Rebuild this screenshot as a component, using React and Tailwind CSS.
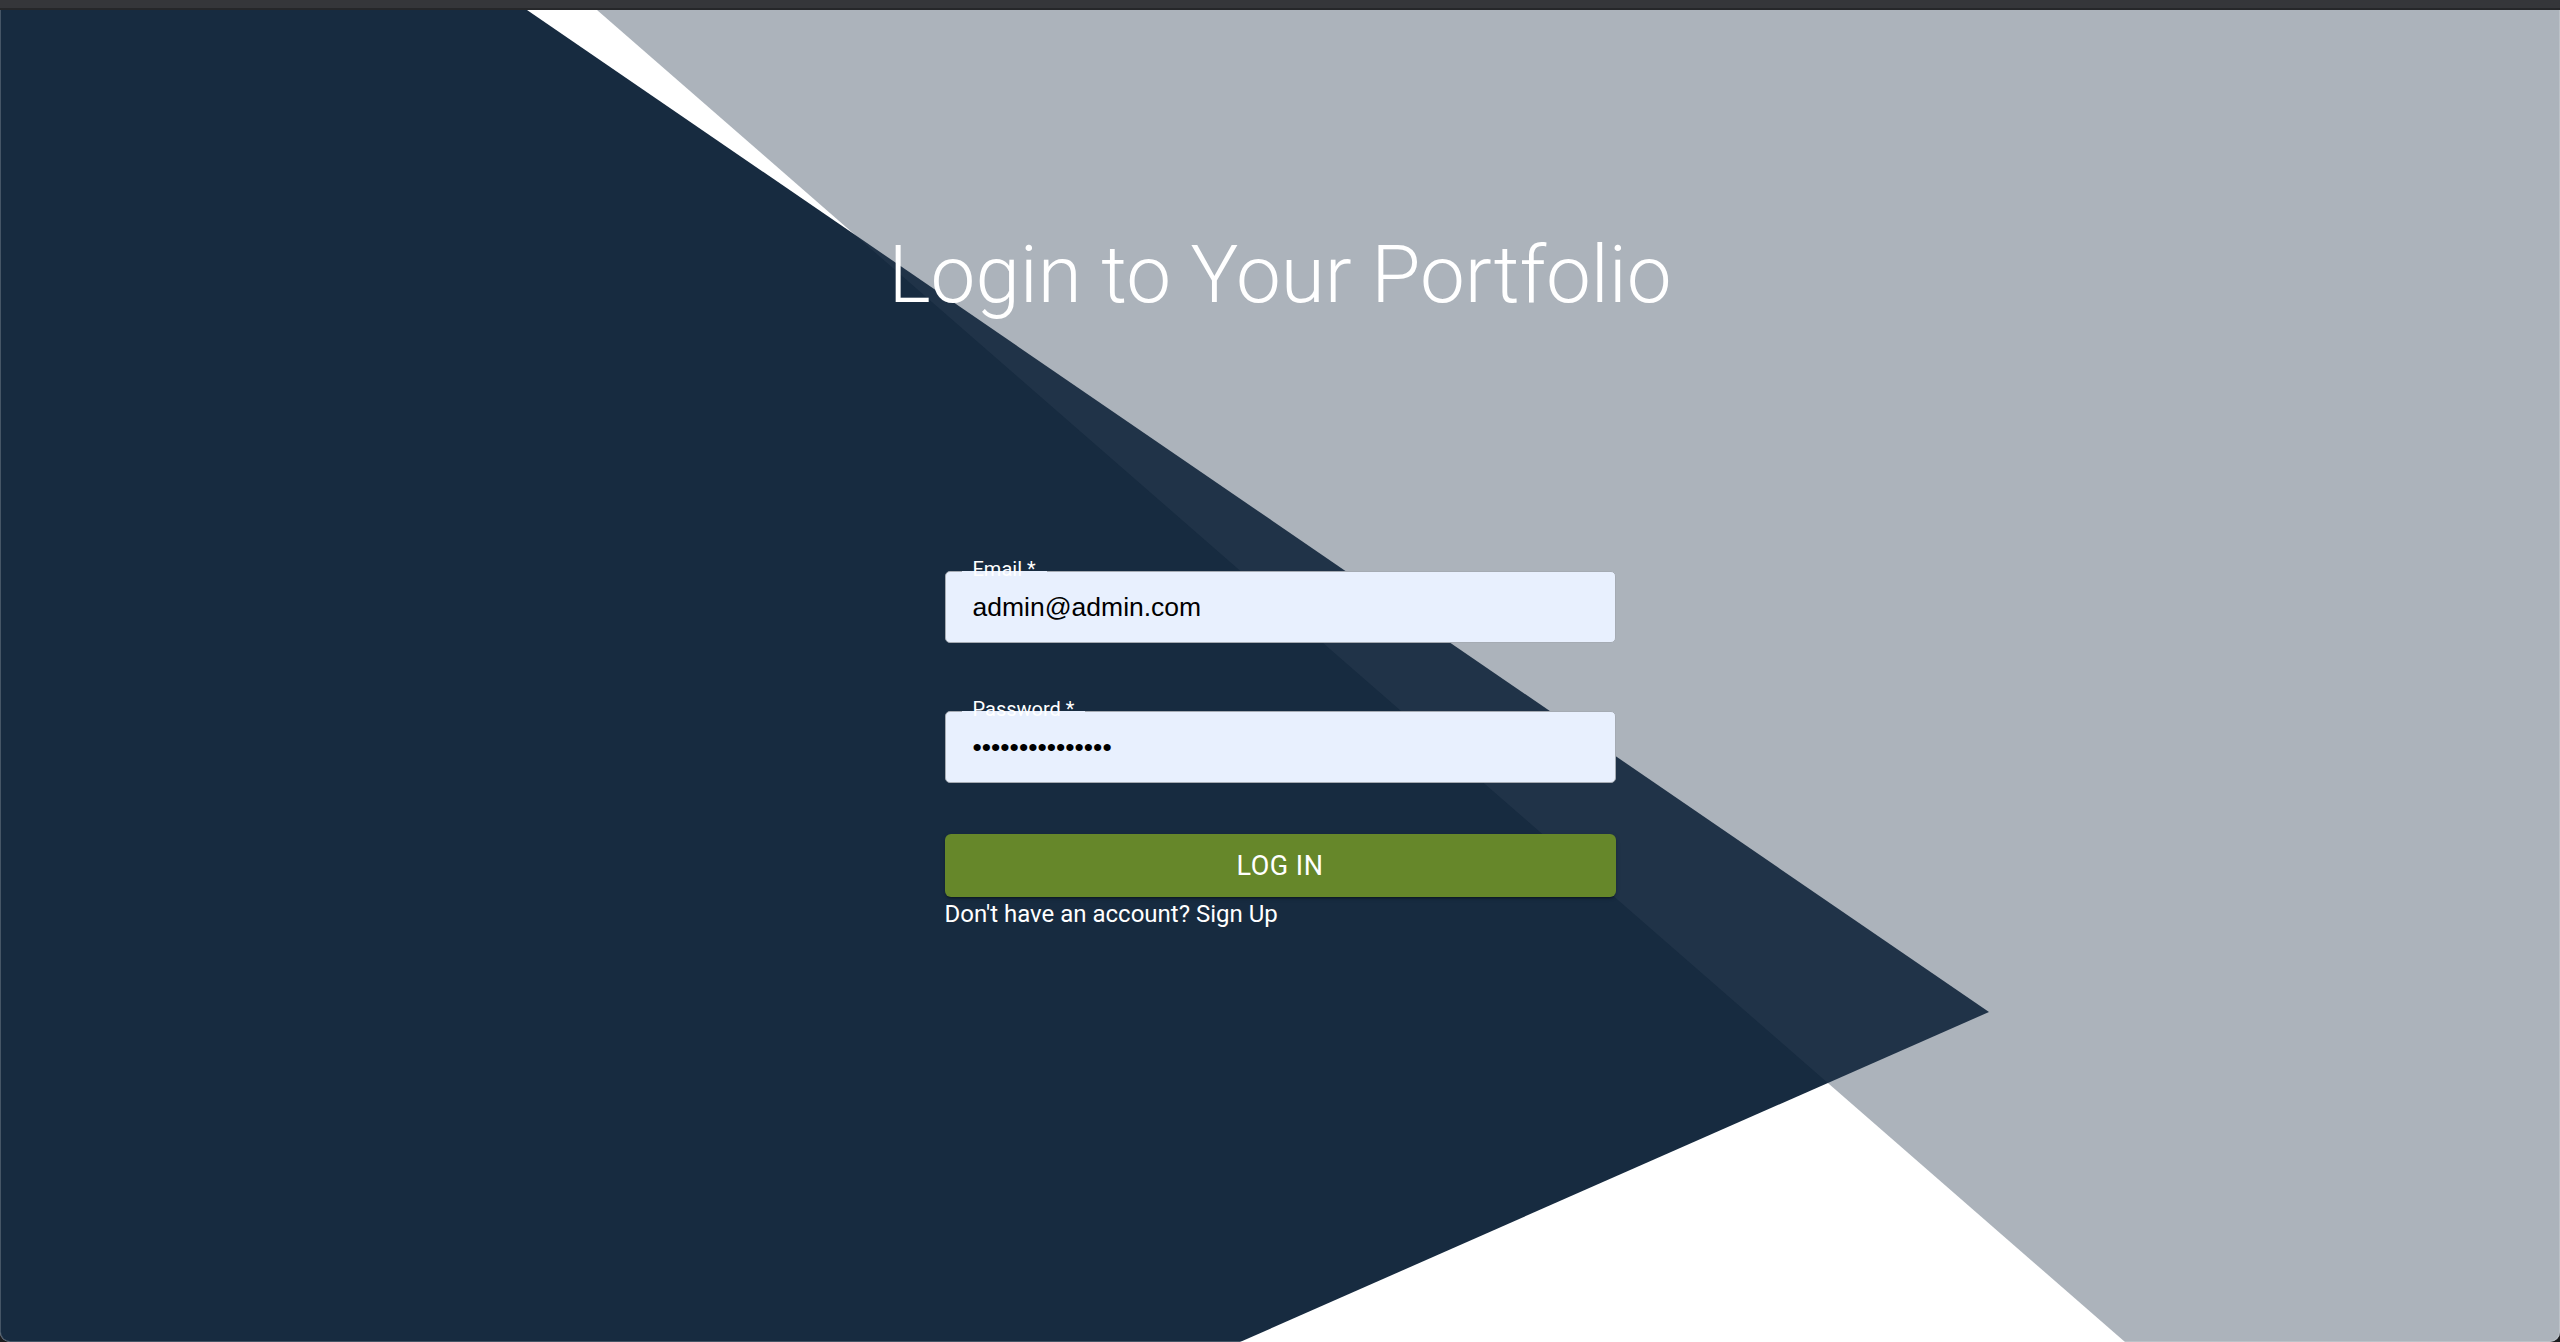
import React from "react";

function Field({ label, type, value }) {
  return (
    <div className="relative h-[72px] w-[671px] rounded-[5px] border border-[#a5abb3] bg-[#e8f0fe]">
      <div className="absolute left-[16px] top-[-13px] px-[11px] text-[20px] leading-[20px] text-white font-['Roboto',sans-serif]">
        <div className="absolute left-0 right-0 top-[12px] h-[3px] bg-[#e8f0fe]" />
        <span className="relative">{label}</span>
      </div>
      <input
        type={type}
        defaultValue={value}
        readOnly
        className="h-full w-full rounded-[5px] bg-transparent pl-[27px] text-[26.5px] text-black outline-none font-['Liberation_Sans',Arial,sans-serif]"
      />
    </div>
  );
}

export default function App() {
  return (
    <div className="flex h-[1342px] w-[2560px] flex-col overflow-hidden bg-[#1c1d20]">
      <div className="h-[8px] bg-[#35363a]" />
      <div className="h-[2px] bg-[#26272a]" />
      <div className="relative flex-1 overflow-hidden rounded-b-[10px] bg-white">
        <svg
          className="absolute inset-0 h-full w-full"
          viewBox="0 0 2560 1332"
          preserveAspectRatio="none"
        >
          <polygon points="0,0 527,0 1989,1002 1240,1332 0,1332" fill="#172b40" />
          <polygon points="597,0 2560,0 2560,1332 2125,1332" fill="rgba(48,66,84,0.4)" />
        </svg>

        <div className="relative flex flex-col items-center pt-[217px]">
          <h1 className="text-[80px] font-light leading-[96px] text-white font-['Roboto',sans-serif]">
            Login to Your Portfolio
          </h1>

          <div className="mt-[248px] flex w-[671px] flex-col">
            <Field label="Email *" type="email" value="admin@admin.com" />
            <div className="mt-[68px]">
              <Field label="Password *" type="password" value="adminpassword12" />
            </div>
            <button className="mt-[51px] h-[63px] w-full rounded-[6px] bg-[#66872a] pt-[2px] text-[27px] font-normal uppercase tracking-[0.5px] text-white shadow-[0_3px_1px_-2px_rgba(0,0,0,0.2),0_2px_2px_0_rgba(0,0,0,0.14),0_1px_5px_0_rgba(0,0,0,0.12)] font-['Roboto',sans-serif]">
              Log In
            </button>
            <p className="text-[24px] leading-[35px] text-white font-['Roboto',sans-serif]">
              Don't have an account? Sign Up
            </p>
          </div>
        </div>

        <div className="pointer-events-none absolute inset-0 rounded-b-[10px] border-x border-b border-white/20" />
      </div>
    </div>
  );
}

▶ **WHAT YOU NEED TO DO**:
Omit the pictures, then quote the rest of the material above exactly.

▶ **RESULT OF THE EXERCISE**:
Rebuild this screenshot as a component, using React and Tailwind CSS.
import React from "react";

function Field({ label, type, value }) {
  return (
    <div className="relative h-[72px] w-[671px] rounded-[5px] border border-[#a5abb3] bg-[#e8f0fe]">
      <div className="absolute left-[16px] top-[-13px] px-[11px] text-[20px] leading-[20px] text-white font-['Roboto',sans-serif]">
        <div className="absolute left-0 right-0 top-[12px] h-[3px] bg-[#e8f0fe]" />
        <span className="relative">{label}</span>
      </div>
      <input
        type={type}
        defaultValue={value}
        readOnly
        className="h-full w-full rounded-[5px] bg-transparent pl-[27px] text-[26.5px] text-black outline-none font-['Liberation_Sans',Arial,sans-serif]"
      />
    </div>
  );
}

export default function App() {
  return (
    <div className="flex h-[1342px] w-[2560px] flex-col overflow-hidden bg-[#1c1d20]">
      <div className="h-[8px] bg-[#35363a]" />
      <div className="h-[2px] bg-[#26272a]" />
      <div className="relative flex-1 overflow-hidden rounded-b-[10px] bg-white">
        <svg
          className="absolute inset-0 h-full w-full"
          viewBox="0 0 2560 1332"
          preserveAspectRatio="none"
        >
          <polygon points="0,0 527,0 1989,1002 1240,1332 0,1332" fill="#172b40" />
          <polygon points="597,0 2560,0 2560,1332 2125,1332" fill="rgba(48,66,84,0.4)" />
        </svg>

        <div className="relative flex flex-col items-center pt-[217px]">
          <h1 className="text-[80px] font-light leading-[96px] text-white font-['Roboto',sans-serif]">
            Login to Your Portfolio
          </h1>

          <div className="mt-[248px] flex w-[671px] flex-col">
            <Field label="Email *" type="email" value="admin@admin.com" />
            <div className="mt-[68px]">
              <Field label="Password *" type="password" value="adminpassword12" />
            </div>
            <button className="mt-[51px] h-[63px] w-full rounded-[6px] bg-[#66872a] pt-[2px] text-[27px] font-normal uppercase tracking-[0.5px] text-white shadow-[0_3px_1px_-2px_rgba(0,0,0,0.2),0_2px_2px_0_rgba(0,0,0,0.14),0_1px_5px_0_rgba(0,0,0,0.12)] font-['Roboto',sans-serif]">
              Log In
            </button>
            <p className="text-[24px] leading-[35px] text-white font-['Roboto',sans-serif]">
              Don't have an account? Sign Up
            </p>
          </div>
        </div>

        <div className="pointer-events-none absolute inset-0 rounded-b-[10px] border-x border-b border-white/20" />
      </div>
    </div>
  );
}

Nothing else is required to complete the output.